Memory  /  Argument

In Florida, Teaching African American History Is Against the Law

The latest battlefield in the GOP’s “anti-woke” crusade.

This year the College Board—the organization responsible for the SAT and the Advanced Placement courses—is piloting a new AP course devoted to African American studies. Sixty schools are piloting the course, which covers 400 years of Black contributions to American music, literature, politics, science, and other fields.

According to the Florida Department of Education, the course violates the state’s “Stop W.O.K.E. Act.” This act prohibits classroom instruction that privileges one race over another, discriminates against students based on race, makes students feel guilty because of their racial identity, or claims that students are guilty of “actions committed in the past by the other members of the same race, color, national organization, or sex.”

If any of these things are happening in K-12 classrooms, it is fair to say that the teachers presiding over those classrooms are committing pedagogical malpractice. While I have no doubt that there are teachers engaged in this kind of malpractice, most of the teachers I know—and I have trained history teachers for two decades—are not discriminating against their students in this way. Unfortunately, there are enough anecdotes about bad pedagogical behavior for people like Ron DeSantis to craft an “anti-woke” narrative that ultimately serves his political ambitions. If he and the rest of the “anti-woke” Republican Party (including newly elected Speaker of the House Kevin McCarthy) can instill enough fear in white conservatives about the threat of African-American studies permeating the nation’s schools, these culture warriors just might have a shot at controlling all three branches of government in 2024.
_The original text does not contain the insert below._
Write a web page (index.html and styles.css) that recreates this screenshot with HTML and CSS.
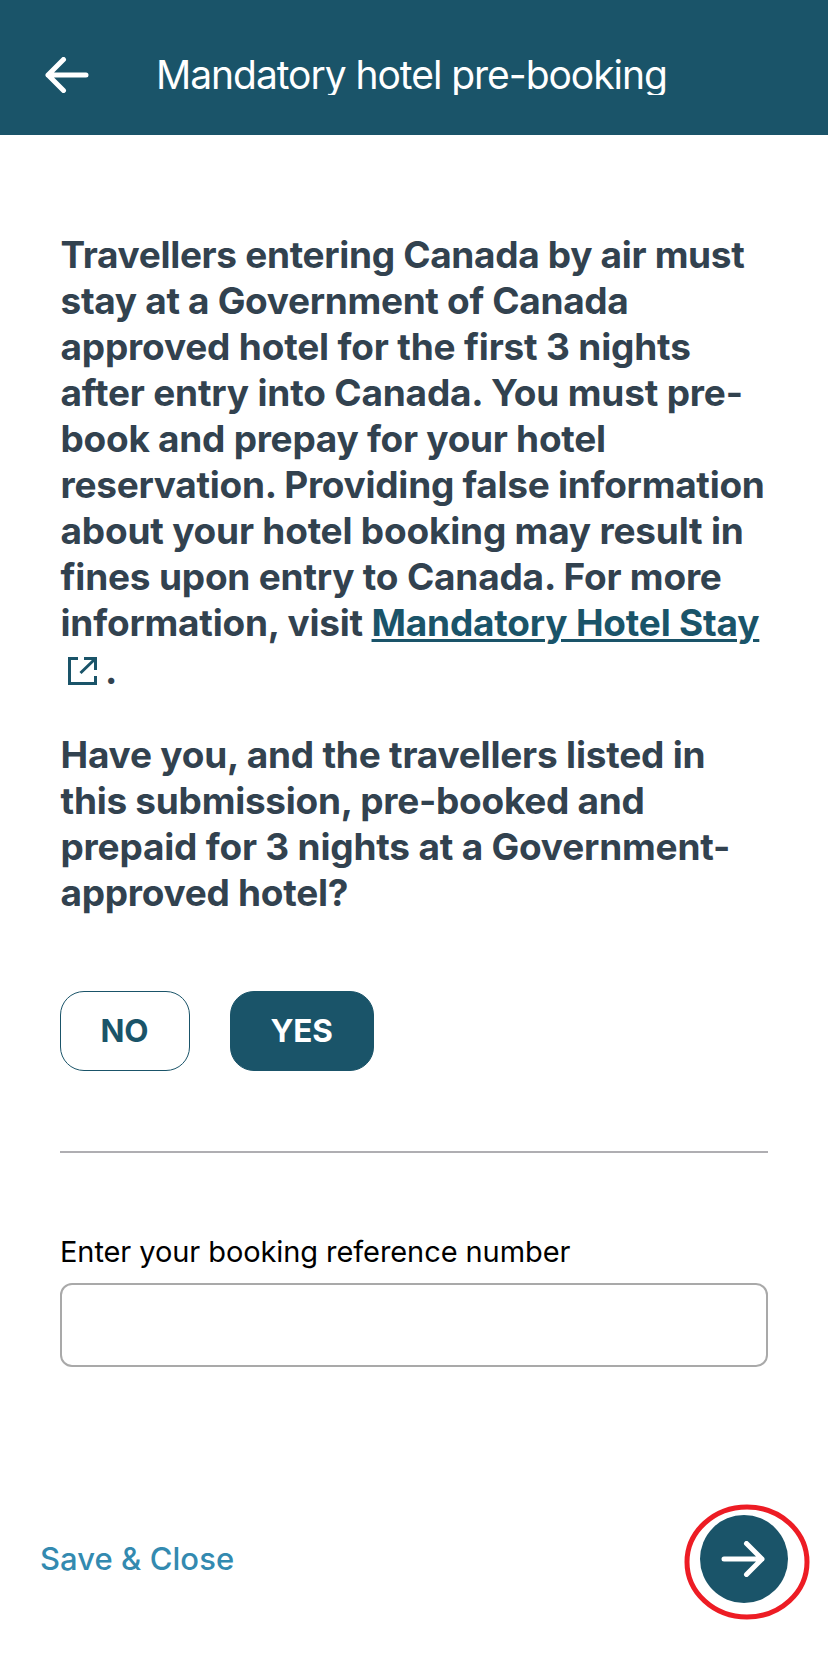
FILE: index.html
```html
<!DOCTYPE html>
<html lang="en">
<head>
<meta charset="utf-8">
<title>Mandatory hotel pre-booking</title>
<link rel="stylesheet" href="styles.css">
</head>
<body>
<header class="topbar">
  <svg class="back" width="44" height="36" viewBox="0 0 44 36"><path d="M41 18H3M18.500 2.500L3 18L18.500 33.500"/></svg>
  <h1 class="title">Mandatory hotel pre-booking</h1>
</header>
<main class="content">
  <p class="notice"><span class="line tight">Travellers entering Canada by air must</span> <span class="line tight">stay at a Government of Canada</span> <span class="line loose">approved hotel for the first 3 nights</span> <span class="line loose">after entry into Canada. You must pre-</span><span class="line snug">book and prepay for your hotel</span> <span class="line snug">reservation. Providing false information</span> <span class="line">about your hotel booking may result in</span> <span class="line">fines upon entry to Canada. For more</span> <span class="line">information, visit <a class="link" href="#">Mandatory Hotel Stay</a></span> <span class="line last"><svg class="external" width="29" height="28" viewBox="0 0 29 28"><path d="M10 1.500H1.500V26.500H27.500V19M16 1.500H27.500V13M27 2L12.500 16"/></svg>.</span></p>
  <p class="question"><span class="line">Have you, and the travellers listed in</span> <span class="line snug">this submission, pre-booked and</span> <span class="line">prepaid for 3 nights at a Government-</span><span class="line snug">approved hotel?</span></p>
  <div class="choices">
    <button class="choice no">NO</button>
    <button class="choice yes">YES</button>
  </div>
  <hr class="rule">
  <label class="label" for="ref">Enter your booking reference number</label>
  <input class="field" id="ref" type="text">
</main>
<footer class="footer">
  <a class="save" href="#">Save &amp; Close</a>
  <button class="next" aria-label="Next">
    <svg class="forward" width="44" height="36" viewBox="0 0 44 36"><path d="M3 18H41M25.500 2.500L41 18L25.500 33.500"/></svg>
    <svg class="ring" width="126" height="116" viewBox="0 0 126 116"><ellipse cx="63" cy="58" rx="60" ry="55"/></svg>
  </button>
</footer>
</body>
</html>
```
FILE: styles.css
```css
* { box-sizing: border-box; }
body { margin: 0; background: #fff; font-family: Inter, "Liberation Sans", sans-serif; width: 828px; height: 1668px; display: flex; flex-direction: column; }
.topbar { height: 135px; background: #1a5469; display: flex; align-items: flex-start; }
.back { margin: 57px 0 0 45px; }
svg { fill: none; stroke: #fff; stroke-width: 5; stroke-linecap: round; stroke-linejoin: round; flex: none; }
.title { margin: 50px 0 0 67px; height: 45px; line-height: 50px; overflow: hidden; color: #fff; font-size: 39px; font-weight: 400; white-space: nowrap; letter-spacing: -1.040px; }
.content { padding: 97px 60px 0; }
.notice, .question { margin: 0; color: #32424f; font-size: 37px; font-weight: 650; line-height: 46px; }
.line { display: block; white-space: nowrap; letter-spacing: -0.200px; padding-left: 0.500px; }
.tight { letter-spacing: -0.320px; }
.snug { letter-spacing: -0.265px; }
.loose { letter-spacing: -0.180px; }
.last { line-height: 48px; height: 48px; }
.question { margin-top: 38px; }
.link { color: #1a5469; text-decoration: underline; text-decoration-thickness: 2.500px; text-underline-offset: 3px; }
.external { stroke: #1a5469; stroke-width: 3; stroke-linecap: butt; stroke-linejoin: miter; margin: 0 8px 0 7.500px; vertical-align: -1px; }
.last { position: relative; top: 1px; }
.choices { display: flex; gap: 40px; margin-top: 75px; }
.choice { height: 80px; border: 1px solid #1a5469; border-radius: 24px; padding: 0 1px 0 0; font: 660 31.500px/78px Inter, sans-serif; color: #1a5469; background: #fff; letter-spacing: -0.200px; }
.no { width: 130px; }
.yes { width: 144px; background: #1a5469; color: #fff; }
.rule { margin: 80px 0 0; border: 0; height: 2px; background: #afaeb2; }
.label { display: block; margin-top: 79px; font-size: 29px; line-height: 40px; color: #000; white-space: nowrap; letter-spacing: -0.080px; }
.field { display: block; margin-top: 11px; width: 708px; height: 84px; border: 2px solid #a9a9a9; border-radius: 12px; background: #fff; padding: 0 20px; font: 30px Inter, sans-serif; outline: 0; }
.footer { margin-top: auto; height: 153px; padding: 0 40px; display: flex; justify-content: space-between; align-items: flex-start; }
.save { margin-top: 24px; font-size: 31px; line-height: 40px; color: #338ab0; font-weight: 500; text-decoration: none; letter-spacing: 0.050px; }
.next { position: relative; width: 88px; height: 88px; border: 0; border-radius: 50%; padding: 0; background: #1a5469; display: flex; align-items: center; justify-content: center; }
.forward { margin-right: 2px; }
.ring { position: absolute; left: -16.500px; top: -11.500px; stroke: #ed1c24; stroke-width: 5; }
```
As expected, DeSantis and the Florida conservatives behind the law have their intellectual defenders. In September 2022, National Review writer Stanley Kurtz claimed to have obtained a copy of the AP African-American Studies curriculum and argued that it “clearly proselytizes for a socialist transformation of the United States, although its socialism is heavily inflected by attention to race and ethnicity.” Kurtz’s critique, which was based on the last quarter of the course, focused almost entirely on the work of historian Robin Kelley, a historian of Black communism whose work Kurtz suggests is “the key to the agenda that structures virtually the entire modern section of the course.” In another piece published on Wednesday, Kurtz said that DeSantis’ ban of the course in Florida is “entirely justified.” (While I disagree with Kurtz’s assessment, I do think the College Board should seriously consider his point about releasing more information about the course content.)